Giró la silla con ruedas y plantó los pies sobre el borde de la mesa. Así fue como había pasado la mayor parte de la baja en casa. Las primeras semanas las pasó mirando fijamente ante sí. Fumaba sus cigarrillos e intentaba no pensar en la carga del cuerpo pesado y paralizado de Hardy y en los estertores de Anker en los segundos previos a su muerte. Después navegaba por Internet. Sin rumbo ni plan alguno, y anestesiado. Ésa era su intención también ahora. Miró el reloj. Le quedaban unas cinco horas de matar el tiempo antes de ir a casa.

Carl vivía en Allerød, y fue su esposa la que tomó la decisión. Se habían mudado allí un par de años antes de que ella se largara y se fuera a vivir a una cabaña con huerta, en Islev. Ella examinó un mapa de Selandia y calculó con rapidez que si lo querías todo tenías que tener la cartera llena o si no mudarte a Allerød. Un pueblecito excelente, con estación de tren, rodeado de campos, bosques supuestamente cercanos, muchas tiendas acogedoras, cine, teatro, vida asociativa, y encima la urbanización de Rønneholtparken. Su esposa estaba eufórica. Por un precio razonable podrían comprar una casa adosada de módulos de hormigón con mucho sitio para ellos y para su hijo, y además podrían utilizar las canchas de tenis, la piscina cubierta y la casa común, y estarían cerca de los campos de cereales y los pantanos y tendrían un montón de vecinos guays. Porque en Rønneholtparken todos se relacionaban con todos, por lo que había leído. En aquel entonces eso no era ninguna ventaja añadida para Carl, porque ¿quién coño se cree esas patrañas publicitarias? Pero de hecho con el tiempo llegó a serlo. Sin los amigos de Rønneholtparken Carl se habría hundido. Tanto en sentido figurado como en el literal. Primero se largó su mujer. Después no quería divorciarse, pero se quedó en la cabaña. Después tuvo una serie de amantes mucho más jóvenes, de quienes tenía la mala costumbre de hablarle por teléfono. Luego su hijo se negó a seguir viviendo en la cabaña con ella y volvió a casa de Carl en el momento álgido de la pubertad. Y finalmente pasó lo del tiroteo de Amager, que puso fin a todo aquello a lo que se había aferrado Carl: una vida estable y un par de buenos compañeros a quienes les importaba un bledo con qué pie se había levantado de la cama. Desde luego, si no hubiera sido por Rønneholtparken y toda su gente, entonces sí que se habría desmoronado.
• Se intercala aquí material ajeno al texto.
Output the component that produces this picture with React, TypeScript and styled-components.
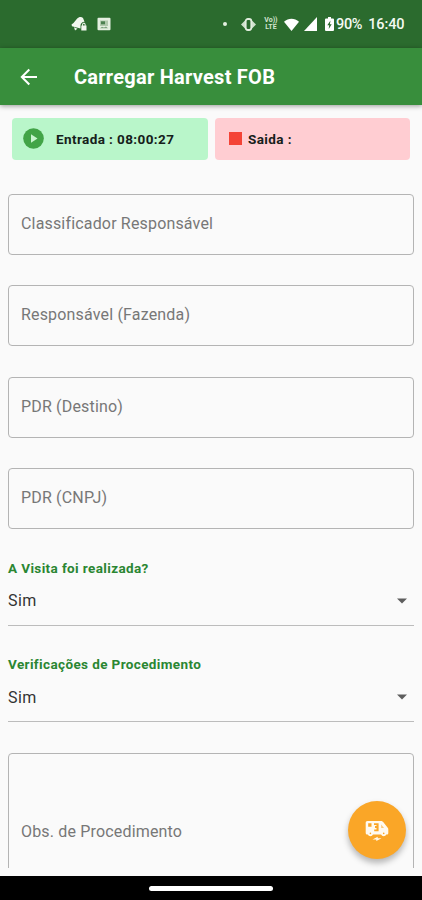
import React from 'react';
import styled, { createGlobalStyle } from 'styled-components';

const GlobalStyle = createGlobalStyle`
  * { box-sizing: border-box; }
  body { margin: 0; background: #fafafa; font-family: Roboto, "Liberation Sans", sans-serif; }
`;

const Screen = styled.div`
  position: relative;
  display: flex;
  flex-direction: column;
  width: 422px;
  height: 900px;
  overflow: hidden;
  background: #fafafa;
`;

const StatusBar = styled.div`
  flex: none;
  display: flex;
  align-items: center;
  justify-content: space-between;
  height: 48px;
  padding: 0 17.5px 0 71px;
  background: #2b6b2e;
  color: #f4faf2;
`;

const StatusGroup = styled.div<{ $gap: number }>`
  display: flex;
  align-items: center;
  gap: ${(p) => p.$gap}px;
`;

const StatusText = styled.span<{ $left: number; $spacing: number }>`
  margin: 1px 0 0 ${(p) => p.$left}px;
  font-size: 14.5px;
  line-height: 18px;
  letter-spacing: ${(p) => p.$spacing}px;
  white-space: nowrap;
  font-weight: 500;
`;

const NetworkLabel = styled.span`
  width: 14px;
  margin: 0 6px 0 8px;
  font-size: 7px;
  line-height: 7px;
  font-weight: 700;
  text-align: center;
  color: #d3e4d0;
`;

const AppBar = styled.header`
  flex: none;
  display: flex;
  align-items: center;
  gap: 35px;
  height: 57px;
  padding: 0 19px;
  background: #388e3c;
  color: #fff;
  box-shadow: 0 1px 5px rgba(0, 0, 0, 0.4);
  z-index: 1;
`;

const Title = styled.h1`
  margin: 1px 0 0;
  font-size: 20px;
  line-height: 24px;
  font-weight: 700;
  letter-spacing: 0.25px;
  white-space: nowrap;
`;

const Form = styled.main`
  flex: none;
  height: 763px;
  padding: 13px 8px 0;
  overflow: hidden;
`;

const Times = styled.div`
  display: grid;
  grid-template-columns: 196px 195px;
  gap: 7px;
  padding-left: 4px;
  margin-bottom: 34px;
`;

const TimeChip = styled.div<{ $color: string; $pad: number; $gap: number }>`
  display: flex;
  align-items: center;
  gap: ${(p) => p.$gap}px;
  height: 42px;
  padding: 0 0 1px ${(p) => p.$pad}px;
  border-radius: 4px;
  background: ${(p) => p.$color};
  color: #15201a;
  font-size: 13.5px;
  font-weight: 700;
  letter-spacing: 0.4px;
  white-space: nowrap;
`;

const StopSquare = styled.span`
  width: 13px;
  height: 13px;
  background: #f44336;
`;

const Field = styled.div<{ $tall?: boolean }>`
  display: flex;
  align-items: center;
  height: ${(p) => (p.$tall ? '159px' : '61px')};
  padding: ${(p) => (p.$tall ? '0 12px' : '0 12px 1px')};
  margin-bottom: 30.4px;
  border: 1px solid #b4b4b4;
  border-radius: 4px;
`;

const FieldLabel = styled.span`
  color: #777;
  font-size: 16px;
  line-height: 20px;
  letter-spacing: 0.17px;
  white-space: nowrap;
`;

const SelectList = styled.div`
  display: flex;
  flex-direction: column;
  gap: 30px;
  margin: -1px 0 31.4px;
`;

const SelectBlock = styled.section`
  height: 66.5px;
`;

const SelectTitle = styled.div`
  height: 18px;
  color: #2a8632;
  font-size: 13.5px;
  line-height: 18px;
  font-weight: 700;
  letter-spacing: 0.38px;
`;

const SelectRow = styled.div`
  display: flex;
  align-items: center;
  justify-content: space-between;
  height: 49px;
  padding: 0 7px 0 0;
  border-bottom: 1px solid #bcbcbc;
  color: #333;
  font-size: 16px;
  letter-spacing: 0.4px;
`;

const NavBar = styled.footer`
  flex: none;
  display: flex;
  justify-content: center;
  height: 24px;
  margin-top: 8px;
  padding-top: 10px;
  background: #000;
`;

const HomePill = styled.div`
  width: 124px;
  height: 5px;
  border-radius: 3px;
  background: #fff;
`;

const Fab = styled.button`
  position: absolute;
  right: 16px;
  bottom: 41px;
  display: flex;
  align-items: center;
  justify-content: center;
  width: 58px;
  height: 58px;
  padding: 2px 0 0;
  border: 0;
  border-radius: 50%;
  background: #faa627;
  box-shadow: 0 4px 6px rgba(0, 0, 0, 0.28);
`;

const MutedLockIcon = () => (
  <svg width="17" height="16" viewBox="0 0 17 16" fill="#f2f7ef">
    <path d="M.5 8.500 2.500 7 6 2.800C8 .5 10.500.5 12 2l1.500 3.800c-2.400.1-4 1.700-4 3.700v3L1 10.300z" />
    <path d="m3 11.300 3.500 1.500L4 14.400z" />
    <path d="M10.300 9.500h.8V8.600c0-2.500 3.500-2.500 3.500 0v.9h.9v5h-5.200zm1.700 0h1.700v-.8c0-1.200-1.700-1.200-1.700 0z" fillRule="evenodd" />
  </svg>
);

const PictureIcon = () => (
  <svg width="14" height="14" viewBox="0 0 14 14">
    <rect x=".5" y=".8" width="13" height="12.400" rx="1" fill="#e5efe1" />
    <path d="M3 3.500h8v5.500H3z" fill="#b1c9ad" />
    <path d="M4 4.300h4v3H4z" fill="#4c8050" />
    <path d="M3 11.300 5 9.700l2 .8 2-.9 2 1.700z" fill="#7da37e" />
  </svg>
);

const VibrateIcon = () => (
  <svg width="15" height="13" viewBox="0 0 15 13">
    <path d="M4.500 2v9L0 6.500zM10.500 2v9L15 6.500z" fill="#cfe1cc" />
    <rect x="4.700" y="1" width="5.600" height="11" rx="2.200" fill="#2b6b2e" stroke="#e2eedf" strokeWidth="1.800" />
  </svg>
);

const WifiIcon = () => (
  <svg width="15" height="13" viewBox="0 0 15 13" fill="#fff">
    <path d="M0 3.700C4.300-.3 10.700-.3 15 3.700L7.500 13z" />
  </svg>
);

const SignalIcon = () => (
  <svg width="13" height="14" viewBox="0 0 13 14" fill="#fff">
    <path d="M13 0v14H0z" />
  </svg>
);

const BatteryIcon = () => (
  <svg width="9" height="14" viewBox="0 0 9 14">
    <path d="M3 0h3v1.500h2q1 0 1 1V13q0 1-1 1H1q-1 0-1-1V2.500q0-1 1-1h2z" fill="#fff" />
    <path d="M5.500 3.500 2.300 8.300h1.900L3.700 12l3-4.800H4.900z" fill="#2b6b2e" />
  </svg>
);

const BackIcon = () => (
  <svg width="20" height="20" viewBox="0 0 20 20" fill="none" stroke="#fff" strokeWidth="2">
    <path d="M18 10H3M10.300 2.500 2.800 10l7.500 7.500" />
  </svg>
);

const PlayIcon = () => (
  <svg width="21" height="21" viewBox="0 0 21 21">
    <circle cx="10.500" cy="10.500" r="10.300" fill="#42a447" />
    <path d="m8 6.200 6.500 4.300L8 14.800z" fill="#c9f5cf" />
  </svg>
);

const CaretIcon = () => (
  <svg width="10" height="6" viewBox="0 0 10 6">
    <path d="M0 .5h10L5 5.500z" fill="#5d5d5d" />
  </svg>
);

const ElectricVanIcon = () => (
  <svg width="24" height="22" viewBox="0 0 24 22">
    <path
      d="M2.500 1H16c1 0 1.600.4 2.200 1.100l4.500 5.600c.5.600.6 1 .6 1.700V13c0 1-.6 1.500-1.500 1.500h-.5a2.800 2.800 0 0 1-5.200 0H8a2.800 2.800 0 0 1-5.200 0C1.300 14.500.7 14 .7 12.700V2.900C.7 1.700 1.300 1 2.500 1z"
      fill="#fffaf0"
    />
    <path d="M3.200 3.300h3.300v3.500H3.200zM9 3.300h4.600v8H9.200V9.500h2.300V8H10V6h1.500V5H9z" fill="#faa627" />
    <path d="M16.200 4.500 19 8h-2.800z" fill="#faa627" opacity=".6" />
    <circle cx="5.400" cy="13.400" r=".8" fill="#faa627" />
    <circle cx="18.700" cy="13.400" r=".8" fill="#faa627" />
    <path d="m7.500 19.500 5.200-2.800v1.500h3.800l-5.200 2.900v-1.600z" fill="#fffaf0" />
  </svg>
);

const Dot = styled.span`
  width: 4px;
  height: 4px;
  margin-right: 14px;
  border-radius: 50%;
  background: #e4f0e1;
`;

const SignalSlot = styled.span`
  display: flex;
  margin: 0 8px 0 5px;
`;

const fields = [
  'Classificador Responsável',
  'Responsável (Fazenda)',
  'PDR (Destino)',
  'PDR (CNPJ)',
];

const selects = [
  { title: 'A Visita foi realizada?', value: 'Sim' },
  { title: 'Verificações de Procedimento', value: 'Sim' },
];

export default function App() {
  return (
    <>
      <GlobalStyle />
      <Screen>
        <StatusBar>
          <StatusGroup $gap={9}>
            <MutedLockIcon />
            <PictureIcon />
          </StatusGroup>
          <StatusGroup $gap={0}>
            <Dot />
            <VibrateIcon />
            <NetworkLabel>Vo))<br />LTE</NetworkLabel>
            <WifiIcon />
            <SignalSlot><SignalIcon /></SignalSlot>
            <BatteryIcon />
            <StatusText $left={2} $spacing={-0.3}>90%</StatusText>
            <StatusText $left={6} $spacing={-0.1}>16:40</StatusText>
          </StatusGroup>
        </StatusBar>
        <AppBar>
          <BackIcon />
          <Title>Carregar Harvest FOB</Title>
        </AppBar>
        <Form>
          <Times>
            <TimeChip $color="#b9f6ca" $pad={11} $gap={12}>
              <PlayIcon />
              <span>Entrada : 08:00:27</span>
            </TimeChip>
            <TimeChip $color="#ffcdd2" $pad={14} $gap={6}>
              <StopSquare />
              <span>Saida :</span>
            </TimeChip>
          </Times>
          {fields.map((label) => (
            <Field key={label}>
              <FieldLabel>{label}</FieldLabel>
            </Field>
          ))}
          <SelectList>
            {selects.map((s) => (
              <SelectBlock key={s.title}>
                <SelectTitle>{s.title}</SelectTitle>
                <SelectRow>
                  {s.value}
                  <CaretIcon />
                </SelectRow>
              </SelectBlock>
            ))}
          </SelectList>
          <Field $tall>
            <FieldLabel>Obs. de Procedimento</FieldLabel>
          </Field>
        </Form>
        <NavBar>
          <HomePill />
        </NavBar>
        <Fab aria-label="Transporte">
          <ElectricVanIcon />
        </Fab>
      </Screen>
    </>
  );
}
Cuando Carl llegó a casa, dejó la bici apoyada en el cobertizo junto a la cocina y observó que sus otros dos compañeros de piso también estaban en casa. Como de costumbre, su inquilino, Morten Holland, tenía la ópera a todo volumen en el sótano, mientras el rock incendiario bajado de la red por su hijo postizo rugía por la ventana del primer piso. Imposible encontrar un collage sonoro más horrible.

Penetró en aquel infierno, dio un par de pisotones en el suelo y el Rigoletto del sótano bajó el volumen inmediatamente. Lo del chaval de arriba era más difícil. Salvó la escalera en tres saltos y no se tomó la molestia de llamar antes.